What format are you all using? I've tried an unholy hack of copying SQLite's shell.c and calling shell_main() with a hacked up argc, argv, stdin with success on Mac. Pity I'm developing for the iPhone and it fails only there.

Does everyone do such awful things?

+2  A: 

This is one of the core features of SQLite.

Stable Cross-Platform Database File

The SQLite file format is cross-platform. A database file written on one machine can be copied to and used on a different machine with a different architecture. Big-endian or little-endian, 32-bit or 64-bit does not matter. All machines use the same file format. Furthermore, the developers have pledged to keep the file format stable and backwards compatible, so newer versions of SQLite can read and write older database files.

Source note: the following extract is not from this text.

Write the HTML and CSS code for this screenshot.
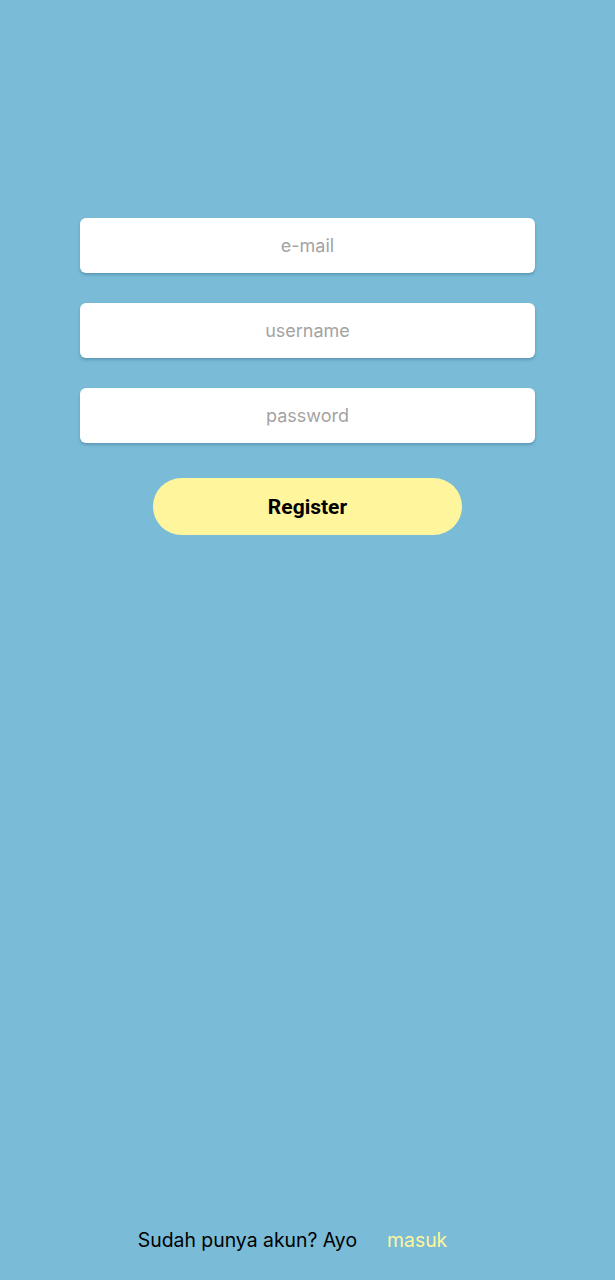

Most other SQL database engines require you to dump and restore the database when moving from one platform to another and often when upgrading to a newer version of the software.

http://sqlite.org/different.html

Check the code that's passing the databases. Do a byte-by-byte comparison to make sure they're equal after transfer. This definitely should be working.

Beyond Compare has good binary file comparison support.

Sam
You're quite right Sam. Our testing was borked by the simple fact that along the way, an ascii ftp put was used. Switching to binary solved everything.Annoying that the headers were preserved by an ascii ftp put but the data/table structure, less so!